Major Film Movements - French New wave



The New Wave (French: La Nouvelle Vague) was a term coined by critics for a group of French filmmakers of the late 1950's and 1960's. Although never a formally organized movement, the New Wave filmmakers were linked by their self-conscious rejection of the literary period pieces being made in France and written by novelists, their spirit of youthful iconoclasm, the desire to shoot more current social issues on location, and their intention of experimenting with the film form. 

"New Wave" is an example of European art cinema. Many also engaged in their work with the social and political upheavals of the era, making their radical experiments with editing, visual style and narrative Style. Using portable equipment and requiring little or no set up time, the New Wave way of film making presented a documentary style. The films exhibited direct sounds on film stock that required less light. Filming techniques included fragmented, discontinuous editing, and long takes.

Some of the most prominent pioneers among the group, including François Truffaut, Jean-Luc Godard, Éric Rohmer, Claude Chabrol, and Jacques Rivette, began as critics for the famous film magazine Cahiers du cinéma. Cahiers co-founder and theorist André Bazin was a prominent source of influence for the movement. By means of criticism, they laid the groundwork for a set of concepts, revolutionary at the time, which the American film critic Andrew Sarris called auteur theory. Cahiers du cinéma writers critiqued the classic "Tradition of Quality" style of French Cinema.

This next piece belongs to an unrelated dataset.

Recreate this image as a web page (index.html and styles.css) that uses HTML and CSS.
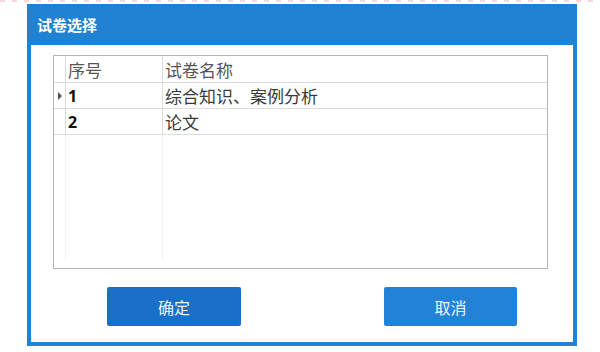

The auteur theory holds that the director is the "author" of his movies, with a personal signature visible from film to film. They praised movies by Jean Renoir and Jean Vigo, and made then radical cases for the artistic distinction and greatness of Hollywood studio directors such as Orson Welles, John Ford, Alfred Hitchcock and Nicholas Ray. The beginning of the New Wave was to some extent an exercise by the Cahiers writers in applying this philosophy to the world by directing movies themselves.

Apart from the role that films by Jean Rouch have played in the movement, Chabrol's Le Beau Serge (1958) is traditionally credited as the first New Wave feature. Truffaut, with The 400 Blows (1959) and Godard, with Breathless (1960) had unexpected international successes. The French New Wave was popular roughly between 1958 and 1964, although New Wave work existed as late as 1973.

New Wave critics and directors studied the work of western classics and applied new avant garde stylistic direction. The low budget approach helped filmmakers get at the essential art form and find what more comfortable and contemporary form of production was, to them, a much. The movies featured unprecedented methods of expression, such as long tracking shots. Also, these movies featured existential themes, such as stressing the individual and the acceptance of the absurdity of human existence.